Craft beers, however, are better suited than mass market beers for college tie-ins, McCune said.

The main reason is that “fans are demanding more flavorful, handcrafted beers, and so the selection in these stadiums must reflect their own city’s craft beer culture.” Also, “considering the main issue with alcohol-related advertising during sports is linked to the morality of alcohol abuse, it can be rationalized that craft beer drinkers don’t share mass beer’s persona of overconsumption.”

And finally, “craft beer can be sourced regionally to the event’s location, which further reinforces the locavore movement.
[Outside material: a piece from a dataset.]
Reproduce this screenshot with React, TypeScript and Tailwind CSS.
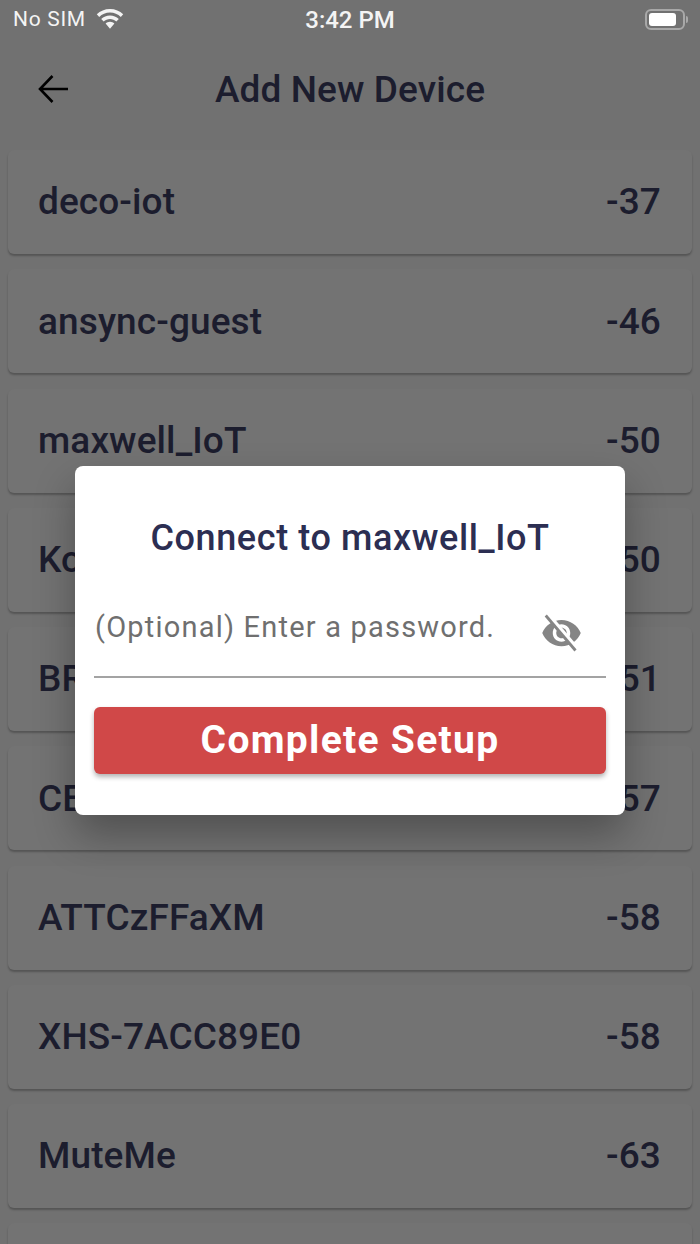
import React, { FC } from 'react';

type TNetwork = {
    name: string;
    rssi: number;
};

const networks: TNetwork[] = [
    { name: 'deco-iot', rssi: -37 },
    { name: 'ansync-guest', rssi: -46 },
    { name: 'maxwell_IoT', rssi: -50 },
    { name: 'Kona', rssi: -50 },
    { name: 'BRW', rssi: -51 },
    { name: 'CE', rssi: -57 },
    { name: 'ATTCzFFaXM', rssi: -58 },
    { name: 'XHS-7ACC89E0', rssi: -58 },
    { name: 'MuteMe', rssi: -63 },
    { name: '', rssi: 0 },
];

const StatusBar: FC = () => (
    <div className="relative flex h-[38px] shrink-0 items-center px-[13px] text-[21px] text-[#f4f4f4]">
        <span className="pt-[2px] tracking-[0.7px]">No SIM</span>
        <svg className="ml-[10px]" width="28" height="20" viewBox="0 0 28 20" fill="currentColor">
            <path d="M14 0C8.8 0 4.2 2 .8 5.3l2.4 2.6C6 5.2 9.8 3.6 14 3.6s8 1.6 10.8 4.3l2.4-2.6C23.8 2 19.2 0 14 0z" />
            <path d="M14 6.4c-3.4 0-6.5 1.3-8.8 3.5l2.5 2.6c1.6-1.5 3.9-2.5 6.3-2.5s4.7 1 6.3 2.5l2.5-2.6C20.5 7.7 17.4 6.4 14 6.4z" />
            <path d="M14 12.8c-1.7 0-3.2.7-4.4 1.7l4.4 5.2 4.4-5.2c-1.2-1-2.7-1.7-4.4-1.7z" />
        </svg>
        <span className="absolute inset-x-0 pt-[2px] text-center text-[24px] font-medium">3:42 PM</span>
        <div className="ml-auto mr-[-1px] flex items-center">
            <div className="h-[21px] w-[40px] rounded-[6px] border-2 border-[#a8a8a8] p-[2px]">
                <div className="h-full w-[27px] rounded-[3px] bg-white" />
            </div>
            <div className="ml-[1px] h-[7px] w-[2px] rounded-r-sm bg-[#a8a8a8]" />
        </div>
    </div>
);

const Header: FC = () => (
    <div className="relative mt-[10px] flex h-[82px] shrink-0 items-center justify-center">
        <svg className="absolute left-[37px]" width="31" height="30" viewBox="0 0 31 30" fill="none" stroke="#000" strokeWidth="2.6">
            <path d="M31 15H3M15.5 2 3 15l12.5 13" />
        </svg>
        <h1 className="pt-[1px] text-[37px] font-medium tracking-[0.1px] text-[#1c1d2e]">Add New Device</h1>
    </div>
);

const ListItem: FC<{ network: TNetwork }> = ({ network }) => (
    <div className="flex h-[104px] shrink-0 items-center justify-between rounded-[6px] bg-[#737373] pl-[30px] pr-[31px] text-[37px] font-medium tracking-[0.1px] text-[#1c1d2e] shadow-[0_2px_2px_rgba(0,0,0,0.25)]">
        <span>{network.name}</span>
        {network.name && <span>{network.rssi}</span>}
    </div>
);

const PasswordDialog: FC = () => (
    <div className="absolute inset-0 flex items-center justify-center pt-[37px]">
        <div className="flex h-[349px] w-[550px] flex-col rounded-[8px] bg-white px-[19px] shadow-[0_20px_40px_rgba(0,0,0,0.3)]">
            <h2 className="mt-[51px] text-center text-[36px] leading-[42px] font-medium tracking-[0.6px] text-[#2c2e52]">
                Connect to maxwell_IoT
            </h2>
            <div className="flex h-[119px] items-start border-b-2 border-[#a3a3a3] pt-[46px]">
                <span className="ml-[1px] text-[29px] leading-[44px] tracking-[1.2px] text-[#6f6f6f]">
                    (Optional) Enter a password.
                </span>
                <svg className="ml-auto mr-[22px] mt-[7px]" width="45" height="42" viewBox="0 0 24 24" fill="#858585">
                    <path d="M12 4.5C7 4.5 2.73 7.61 1 12c1.73 4.39 6 7.5 11 7.5s9.27-3.11 11-7.5c-1.73-4.39-6-7.5-11-7.5zM12 17c-2.76 0-5-2.24-5-5s2.24-5 5-5 5 2.24 5 5-2.24 5-5 5zm0-8c-1.66 0-3 1.34-3 3s1.34 3 3 3 3-1.34 3-3-1.34-3-3-3z" />
                    <path d="M4 1.5 21 21.5" stroke="#fff" strokeWidth="3" />
                    <path d="M3 2 20 22" stroke="#858585" strokeWidth="1.6" />
                </svg>
            </div>
            <button className="mt-[29px] h-[67px] rounded-[6px] bg-[#d04848] text-[39px] font-bold tracking-[1.3px] text-white shadow-[0_3px_5px_rgba(0,0,0,0.3)]">
                Complete Setup
            </button>
        </div>
    </div>
);

export default function App() {
    return (
        <div className="relative flex h-[1244px] w-[700px] flex-col overflow-hidden bg-[#717171] font-['Roboto',sans-serif]">
            <StatusBar />
            <Header />
            <div className="mt-[20px] flex flex-col gap-[15.25px] px-[8px]">
                {networks.map((network, index) => (
                    <ListItem key={index} network={network} />
                ))}
            </div>
            <PasswordDialog />
        </div>
    );
}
Sports fans want to root for their home team (and beer).”

Indeed, you can hardly get more grassroots than local craft breweries tying in with local colleges.

"We appreciate the ongoing support and commitment from Cabarrus Brewing Company, right here in our own backyard," said Jacob Powers, general manager for Charlotte Sports Properties, the university's athletics multimedia rightsholder. "It's even more special to work with corporate partners that bleed the same colors.”

Powers noted that his group has “tools in place to specifically reach alumni and consumers of legal drinking age."
 
The Marketing and Advertising Code of the Brewers Association, the craft brewery trade group, states that “Advertising and marketing materials should only be placed in media where at least 71.6% of the audience is expected to be of legal drinking age.”

However, while “alcohol companies will profit from these sponsorships and sales, academic institutions are unlikely to, because of the negative consequences of alcohol use on everything from academic success to student safety, including how drinkers can harm other students.” Pamela Trangenstein, Ph.D., a scientist at the Public Health Institute’s Alcohol Research Group, told Marketing Daily,

Trangenstein co-authored a 2019 study, “Collateral Damage from College Drinking," which concluded, “Stronger alcohol policies could benefit all students, regardless of their drinking patterns.”